Even as an aspiring poet Sudhindranath attracted the attention of Rabindranath Tagore, with whom he travelled to America in 1929; this was the first of a number of sojourns in the West. Back home in Calcutta, in 1931 he launched Parichay, a journal modelled on Eliot's Criterion, which during his twelve-year association with it exerted a seminal influence on modern Bengali letters. Datta's reputation in Bengali literature rests securely on the five volumes of his mature verse and two collections of critical essays, though the forbiddingly erudite diction of both restrict his readership to highbrow circles. There is also an Anglophone Datta that should always appeal to discerning readers. An earlier volume, The World at Twilight (Delhi: OUP, 1970), with a prefatory puff by Malcolm Muggeridge and an informative introduction by Edward Shils, Datta's friends both, included his own English translations of ten of his poems, a lone poem written in English, plus several essays on art, literature and his native city; the title piece, a 100-page autobiographical fragment; and several critical essays translated from Bengali by others. It now transpires that the original English writings there were only a fraction of the total output. Professor Sukanta Chaudhuri has rendered yeoman service to Indian English letters by presenting the remaining pieces -- or almost all of them -- along with a useful introduction by Professor Amiya Dev. Missing is “Tagore: The Unbeaten Pioneer”, first published in the Statesman Sunday Magazine on 15 October 1939 and later reprinted in the paper's Tagore Centenary issue; perhaps it isn't preserved in Professor Chaudhuri's main source of material, the Datta Archives at Jadavpur University.
Together with the earlier book, the present volume should firmly place Datta among the finest prose stylists in English from this subcontinent. The title is well chosen, finely balancing the two poles of Datta's sensibility. Datta was equally a poet and an intellectual, and while his balanced periodic sentences resonate with the authoritativeness of a Dr. Johnson, they also reflect a philosophical cast of mind that may seem more Teutonic than Asian, or anything else for that matter: certainly not Anglo-Saxon, and not even Gallic, though Datta's aesthetic is derived chiefly from Mallarme and the Symbolists. Yet, the ideational ballast is exquisitely leavened by an effervescent wit, so that in scattered aphoristic flashes he sounds like a cross between Thomas Mann and Oscar Wilde:
1. '…with the passage of years, the gorgeous ideologies have grown threadbare, revealing underneath the same old lust for power as was hidden within the folds of Richelieu's red robe; and being exactly as old as the present century, I must, alas, be partial to the past and hostile to the future.'(57)

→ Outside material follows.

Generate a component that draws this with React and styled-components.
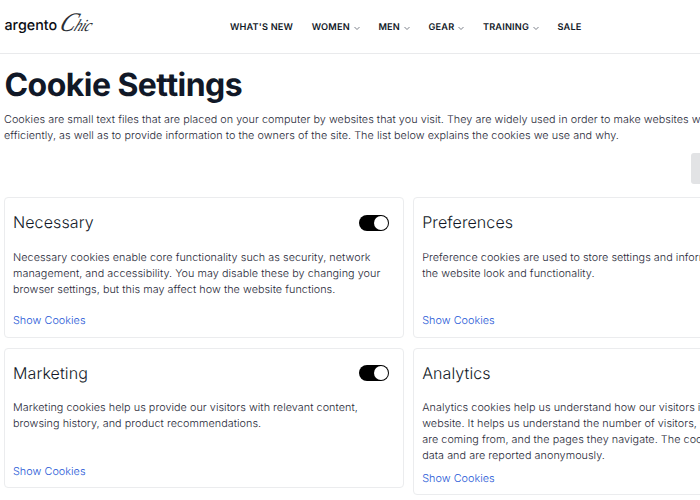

2. '…the second law of Thermodynamics does not rule the world of spirit.' (57)
3. '…post-war Europe was fantastically sophisticated, and a suicidal skepticism was the only recognized vocation for an intelligent man.' (300)
4. '…vigilance must be exercised to prevent science from taking the place of religion; and having in course of a century performed miracles, encouraged mysteries and evolved a priestly hierarchy, science, since the advent of Einstein, has become abstruse enough to sound oracular.' (120-1)

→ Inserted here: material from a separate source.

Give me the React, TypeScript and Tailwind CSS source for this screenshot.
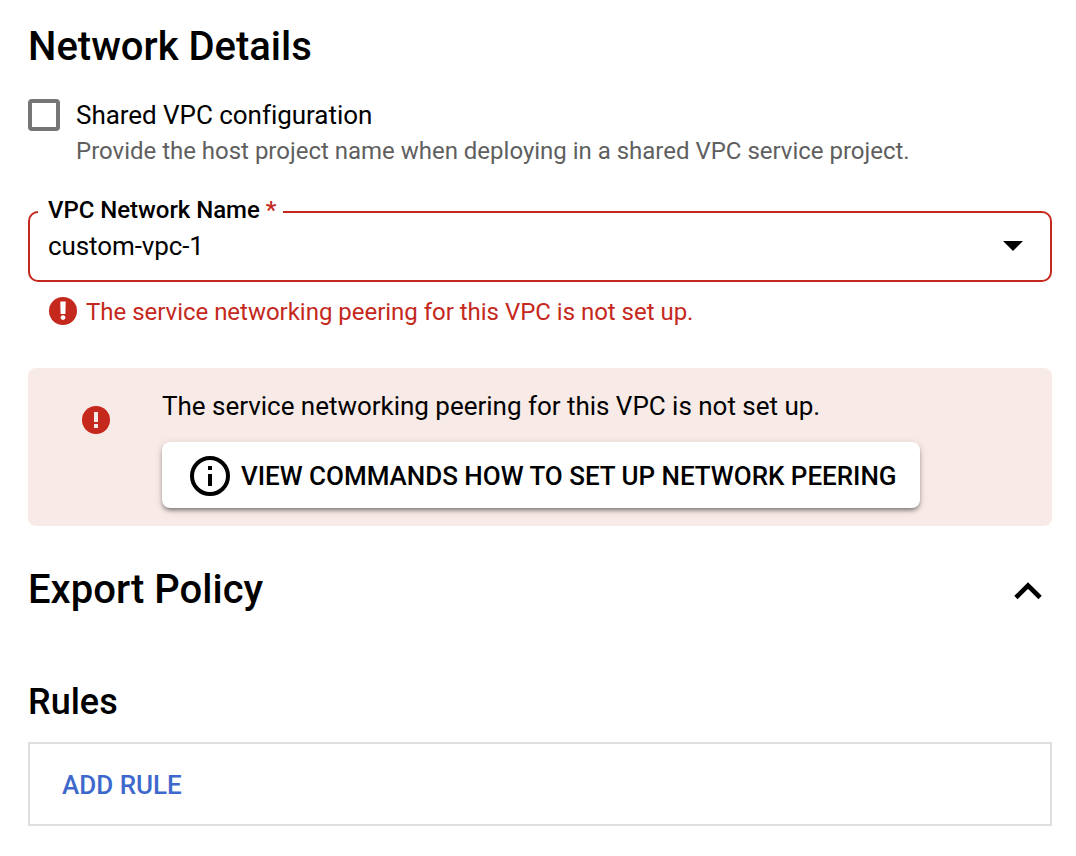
import React from "react";

export default function App() {
  return (
    <main className="flex h-[856px] w-[1076px] flex-col bg-white pl-7 pr-6 pt-[23px] font-['Roboto',sans-serif] text-black">
      <h2 className="h-12 text-[40px] font-medium leading-[48px]">Network Details</h2>
      <div className="mt-[26px] flex h-[72px] gap-4">
        <span className="mt-0.5 size-8 shrink-0 rounded-[4px] border-4 border-[#757575]" />
        <div>
          <div className="text-[26px] leading-9 tracking-[-0.04px]">Shared VPC configuration</div>
          <div className="text-[24px] leading-9 tracking-[-0.01px] text-[#5f5f5f]">Provide the host project name when deploying in a shared VPC service project.</div>
        </div>
      </div>
      <fieldset className="mt-[27px] flex h-[86px] w-full flex-col rounded-[10px] border-2 border-[#c5281c] px-2">
        <legend className="pb-1 pl-2.5 pr-[7px] text-[24px] font-medium leading-7 tracking-[-0.04px]">
          VPC Network Name <span className="text-[#c5281c]">*</span>
        </legend>
        <div className="flex items-center justify-between pl-2.5 pr-[19px]">
          <span className="text-[26px] leading-9 tracking-[-0.1px]">custom-vpc-1</span>
          <svg viewBox="0 0 20 10" className="h-2.5 w-5"><path d="M0 0h20L10 10z" /></svg>
        </div>
      </fieldset>
      <div className="mt-[15px] flex h-7 items-center gap-[9px] pl-[21px] text-[24px] tracking-[-0.02px] text-[#c5281c]">
        <svg viewBox="0 0 28 28" className="size-7" aria-hidden="true">
          <circle cx="14" cy="14" r="14" fill="#c5281c" />
          <path d="M11.3 4.6h5.4l-.3 12.4h-4.8z" fill="#fff" />
          <circle cx="14" cy="20.6" r="2.4" fill="#fff" />
        </svg>
        <span className="pt-0.5">The service networking peering for this VPC is not set up.</span>
      </div>
      <section className="mt-[43px] flex h-[158px] rounded-[8px] bg-[#f8eae7] pl-[54px]">
        <svg viewBox="0 0 28 28" className="mt-[38px] size-7" aria-hidden="true">
          <circle cx="14" cy="14" r="14" fill="#c5281c" />
          <path d="M12 6h4v10h-4zM12 18h4v4h-4z" fill="#f8eae7" />
        </svg>
        <div className="ml-[52px] pt-5">
          <p className="text-[26px] leading-9 tracking-[-0.02px]">The service networking peering for this VPC is not set up.</p>
          <button className="mt-[18px] flex h-[66px] w-[758px] items-center gap-[11px] rounded-[8px] bg-white pl-7 pt-0.5 text-[26px] font-medium tracking-[-0.02px] shadow-[0_3px_4px_-1px_rgba(0,0,0,0.45),0_2px_8px_rgba(0,0,0,0.14)]">
            <svg viewBox="0 0 40 40" className="size-10"><circle cx="20" cy="20" r="18" fill="none" stroke="#000" strokeWidth="4" /><path d="M18 10h4v4h-4zM18 18h4v12h-4z" /></svg>
            <span className="whitespace-nowrap">VIEW COMMANDS HOW TO SET UP NETWORK PEERING</span>
          </button>
        </div>
      </section>
      <div className="mt-10 flex h-12 items-center justify-between pr-2.5">
        <h2 className="text-[40px] font-medium leading-[48px]">Export Policy</h2>
        <svg viewBox="0 0 28 18" className="mt-0.5 h-[18px] w-7"><path d="M1.9 15.5 14 3.5l12.1 12" fill="none" stroke="#000" strokeWidth="4.6" /></svg>
      </div>
      <h3 className="mt-[66px] h-11 text-[36px] font-medium leading-[44px]">Rules</h3>
      <div className="mt-[18px] flex h-[84px] items-center border-2 border-[#dfdfdf] pl-8 pt-0.5">
        <button className="text-[26px] font-medium text-[#3e69cc]">ADD RULE</button>
      </div>
    </main>
  );
}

5. 'it is easy to confuse between the categorical imperative and self-interest'(162)
6. 'progress, that changeless eddy round a hungry vacuum.' (233)
7. 'should logic desert us in our hour of need, there is invective always ready at hand.'
The book's 80 odd items, which include published and/or finished essays alongside disjecta membra, are usefully divided into five sections, the most substantial one being devoted, rather surprisingly, to 'Politics and Society'. Though many of the topics may be of merely historical interest today, these will survive as literature, as, needless to add, will the essays, reviews and radio talks on art, literature and culture. “The Necessity of Poetry” is an Eliotesque gem, less than four pages long, eminently suitable for Critical Theory courses. Three hitherto unpublished essays on culture, “The Evolution of Durga”, “Sartorial Habits of the Hindus” and “Holi: The Feast of Spring”, are quite delightful, packed with information and leavened with critical good sense. My favourite is the last-named, with its celebratory evocation of the robust paganism of Madanotsava, of which Holi seems to be a rather degenerate descendant.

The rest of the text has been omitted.